**OBJECTIVE:** In the material below, identify each line bearing the word "full". Reproduce those lines.
--- start of PROVIDED DATA ---
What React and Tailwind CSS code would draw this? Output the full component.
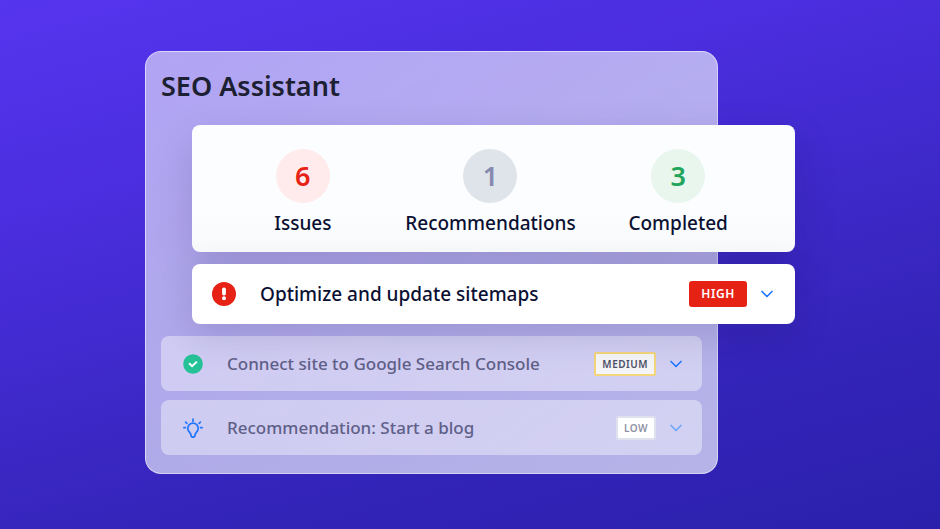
import { ChevronDown } from "lucide-react"

const STATS = [
  { label: "Issues", count: 6, tone: "bg-[#ffebeb] text-[#e62214]" },
  { label: "Recommendations", count: 1, tone: "bg-[#dfe4eb] text-[#868aae]" },
  { label: "Completed", count: 3, tone: "bg-[#e8f6ed] text-[#22a55b]" },
]

const TASKS = [
  {
    title: "Connect site to Google Search Console",
    icon: CheckIcon,
    priority: "MEDIUM",
    badge: "border-[#f3d57c] bg-[#f5f5f7] text-[#4d5068]",
    chevron: "text-[#2176ff]",
  },
  {
    title: "Recommendation: Start a blog",
    icon: BulbIcon,
    priority: "LOW",
    badge: "border-[#dfe2ee] bg-white text-[#8f93a6]",
    chevron: "text-[#6ea6fb]",
  },
]

function AlertIcon() {
  return (
    <svg viewBox="0 0 24 24" className="size-6 shrink-0" aria-hidden="true">
      <circle cx="12" cy="12" r="12" fill="#e62214" />
      <rect x="10.1" y="5.4" width="3.8" height="8" rx="1.7" fill="#fff" />
      <circle cx="12" cy="16.2" r="2" fill="#fff" />
    </svg>
  )
}

function CheckIcon() {
  return (
    <svg viewBox="0 0 20 20" fill="none" className="size-5 shrink-0" aria-hidden="true">
      <circle cx="10" cy="10" r="9.8" fill="#25c197" />
      <path d="m6.1 9.3 3 2.9 4.8-4.6" stroke="#fff" strokeWidth="2" />
    </svg>
  )
}

function BulbIcon() {
  return (
    <svg
      viewBox="0 0 20 20"
      fill="none"
      stroke="#2176ff"
      strokeWidth="1.7"
      strokeLinecap="round"
      strokeLinejoin="round"
      className="size-5 shrink-0"
      aria-hidden="true"
    >
      <path d="M8 17.2c0 1.2.9 2 2 2s2-.8 2-2c0-1.3.9-2.3 1.7-3.3a5.2 5.2 0 1 0-7.4 0C7.1 14.9 8 15.9 8 17.2Z" />
      <path d="M10 1v2.2M.9 9.7h1.5M17.6 9.7h1.5M2.6 4.1l1.3 1.2M17.4 4.1l-1.3 1.2" />
    </svg>
  )
}

function Stat({ label, count, tone }) {
  return (
    <div className="flex flex-col-reverse items-center gap-1.5">
      <dt className="text-[19px] leading-7 font-medium text-[#0b1033]">{label}</dt>
      <dd className={`flex size-[54px] items-center justify-center rounded-full text-[27px] font-semibold ${tone}`}>
        {count}
      </dd>
    </div>
  )
}

function TaskRow({ title, icon: Icon, priority, badge, chevron }) {
  return (
    <button
      type="button"
      className="flex h-[55px] w-full items-center rounded-lg bg-white/40 pr-4 pl-[22px] text-left"
    >
      <Icon />
      <span className="ml-6 flex-1 text-[17px] leading-6 font-medium text-[#5f6088]">{title}</span>
      <span
        className={`rounded-xs border-2 px-1.5 text-[10px] leading-5 font-semibold tracking-wider ${badge}`}
      >
        {priority}
      </span>
      <ChevronDown className={`ml-2.5 size-5 shrink-0 ${chevron}`} strokeWidth={2} aria-hidden />
    </button>
  )
}

export default function App() {
  return (
    <main className="min-h-screen bg-linear-[165deg,#5635ee_0%,#4b2edf_28%,#3525bb_70%,#2a20ac_100%] px-6 py-[51px] font-['Noto_Sans',sans-serif]">
      <div className="mx-auto max-w-[650px] pr-[77px]">
        <section className="rounded-2xl border border-white/50 bg-linear-to-br from-[#e9e8fa]/63 to-[#f0f2ff]/70 px-[15px] pt-4 pb-[18px]">
          <h1 className="text-[27px] leading-9 font-semibold text-[#1d1f33]">SEO Assistant</h1>

          <div className="relative z-10 mt-[21px] -mr-[93px] ml-[31px] space-y-3">
            <dl className="grid grid-cols-3 rounded-lg bg-linear-to-b from-[#fcfdff] from-70% to-[#f7f9fa] pt-6 pr-[23px] pb-[15px] pl-[17px] shadow-[0_16px_40px_rgba(30,20,70,0.17)]">
              {STATS.map((stat) => (
                <Stat key={stat.label} {...stat} />
              ))}
            </dl>

            <button
              type="button"
              className="flex h-[60px] w-full items-center rounded-lg bg-white pr-[18px] pl-5 text-left shadow-[0_12px_36px_rgba(30,20,70,0.15)]"
            >
              <AlertIcon />
              <span className="ml-6 flex-1 text-[19px] leading-7 font-medium text-[#0b1033]">Optimize and update sitemaps</span>
              <span className="rounded-[3px] bg-[#e62214] px-3 text-xs leading-[26px] font-semibold tracking-wider text-white">
                HIGH
              </span>
              <ChevronDown className="ml-2.5 size-5 shrink-0 text-[#2176ff]" strokeWidth={2} aria-hidden />
            </button>
          </div>

          <div className="mt-3 space-y-[9px]">
            {TASKS.map((task) => (
              <TaskRow key={task.title} {...task} />
            ))}
          </div>
        </section>
      </div>
    </main>
  )
}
--- end of PROVIDED DATA ---
**SOLUTION FOR THIS EXERCISE:**
What React and Tailwind CSS code would draw this? Output the full component.
      <dd className={`flex size-[54px] items-center justify-center rounded-full text-[27px] font-semibold ${tone}`}>
      className="flex h-[55px] w-full items-center rounded-lg bg-white/40 pr-4 pl-[22px] text-left"
              className="flex h-[60px] w-full items-center rounded-lg bg-white pr-[18px] pl-5 text-left shadow-[0_12px_36px_rgba(30,20,70,0.15)]"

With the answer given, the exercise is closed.